▸ Problem details: Copy every line of the records below that holds the word "TypeScript".

▸ Data supplied:
= = =
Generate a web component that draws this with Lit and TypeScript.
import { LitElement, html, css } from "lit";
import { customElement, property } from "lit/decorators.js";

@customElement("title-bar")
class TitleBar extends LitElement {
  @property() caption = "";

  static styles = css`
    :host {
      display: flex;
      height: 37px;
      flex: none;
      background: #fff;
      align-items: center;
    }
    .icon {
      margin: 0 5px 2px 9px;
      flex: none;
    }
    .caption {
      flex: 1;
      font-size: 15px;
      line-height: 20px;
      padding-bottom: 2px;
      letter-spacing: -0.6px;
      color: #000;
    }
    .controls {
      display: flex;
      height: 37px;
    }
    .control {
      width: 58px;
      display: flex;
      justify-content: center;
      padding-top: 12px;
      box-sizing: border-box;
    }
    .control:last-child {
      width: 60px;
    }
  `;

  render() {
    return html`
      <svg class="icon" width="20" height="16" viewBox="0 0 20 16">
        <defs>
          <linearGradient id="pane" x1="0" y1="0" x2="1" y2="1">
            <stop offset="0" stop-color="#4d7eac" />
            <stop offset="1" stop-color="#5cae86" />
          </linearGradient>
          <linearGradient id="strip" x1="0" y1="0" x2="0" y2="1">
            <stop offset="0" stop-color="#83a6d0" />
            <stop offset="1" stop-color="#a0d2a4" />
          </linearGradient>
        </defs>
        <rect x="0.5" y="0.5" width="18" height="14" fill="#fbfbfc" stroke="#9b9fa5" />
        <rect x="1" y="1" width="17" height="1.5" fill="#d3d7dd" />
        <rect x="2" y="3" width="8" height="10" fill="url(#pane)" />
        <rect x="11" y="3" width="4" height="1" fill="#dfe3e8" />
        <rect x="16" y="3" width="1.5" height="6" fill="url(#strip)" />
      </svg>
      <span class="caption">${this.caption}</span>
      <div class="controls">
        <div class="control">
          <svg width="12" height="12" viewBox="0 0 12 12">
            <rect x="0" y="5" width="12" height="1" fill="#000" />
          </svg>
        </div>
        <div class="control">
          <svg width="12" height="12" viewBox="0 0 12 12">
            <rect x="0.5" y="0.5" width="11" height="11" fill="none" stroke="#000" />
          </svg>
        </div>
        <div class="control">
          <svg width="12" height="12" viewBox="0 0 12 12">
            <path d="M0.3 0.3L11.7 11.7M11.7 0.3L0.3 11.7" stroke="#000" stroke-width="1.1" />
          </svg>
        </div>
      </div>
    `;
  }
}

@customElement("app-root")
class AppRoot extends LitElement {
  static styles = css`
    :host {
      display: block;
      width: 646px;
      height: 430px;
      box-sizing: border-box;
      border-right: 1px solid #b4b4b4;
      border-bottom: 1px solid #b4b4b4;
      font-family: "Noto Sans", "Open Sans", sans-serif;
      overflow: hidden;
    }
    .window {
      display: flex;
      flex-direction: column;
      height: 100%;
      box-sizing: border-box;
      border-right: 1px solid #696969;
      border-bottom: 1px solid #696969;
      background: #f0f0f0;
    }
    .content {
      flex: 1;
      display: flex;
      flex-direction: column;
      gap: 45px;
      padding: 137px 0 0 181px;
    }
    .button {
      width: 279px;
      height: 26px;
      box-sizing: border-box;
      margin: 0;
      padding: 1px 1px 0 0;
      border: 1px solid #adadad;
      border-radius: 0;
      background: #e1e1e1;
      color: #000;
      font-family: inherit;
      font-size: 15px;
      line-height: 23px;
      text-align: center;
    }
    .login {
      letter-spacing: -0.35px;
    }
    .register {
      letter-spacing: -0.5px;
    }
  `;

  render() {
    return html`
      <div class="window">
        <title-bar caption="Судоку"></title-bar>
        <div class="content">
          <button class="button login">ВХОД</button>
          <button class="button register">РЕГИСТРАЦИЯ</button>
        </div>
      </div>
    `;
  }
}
= = =
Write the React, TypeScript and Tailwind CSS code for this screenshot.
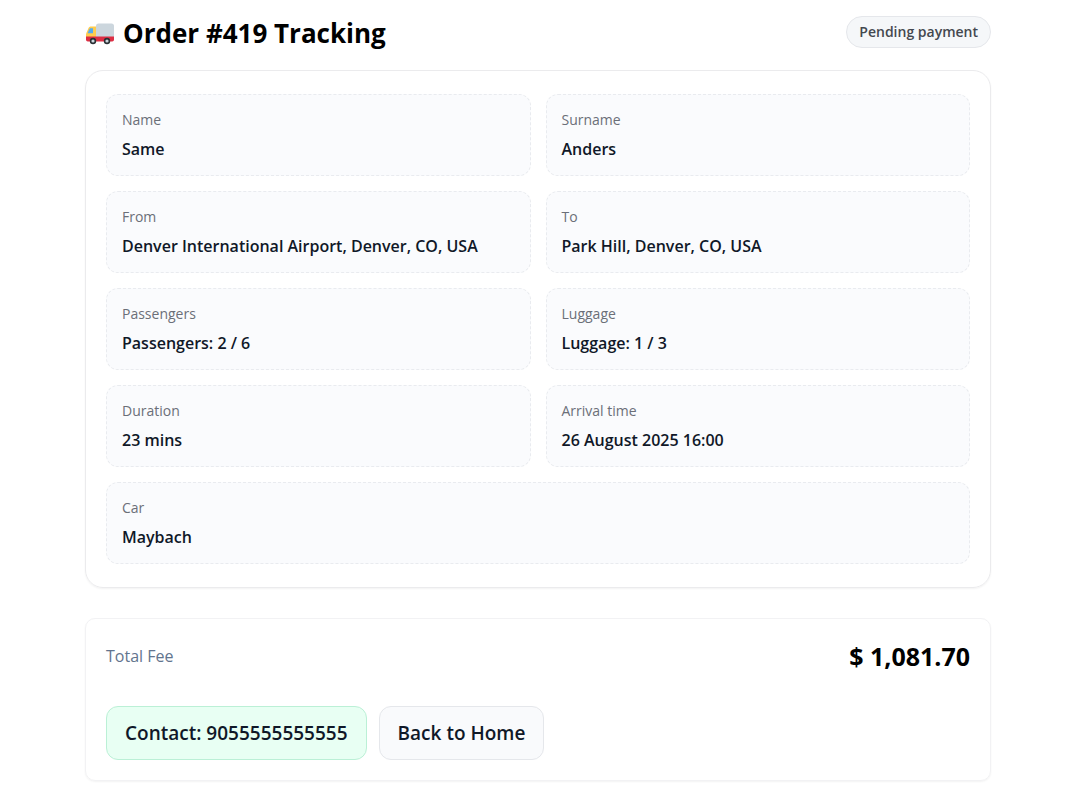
= = =
▸ Final answer:
Generate a web component that draws this with Lit and TypeScript.
Write the React, TypeScript and Tailwind CSS code for this screenshot.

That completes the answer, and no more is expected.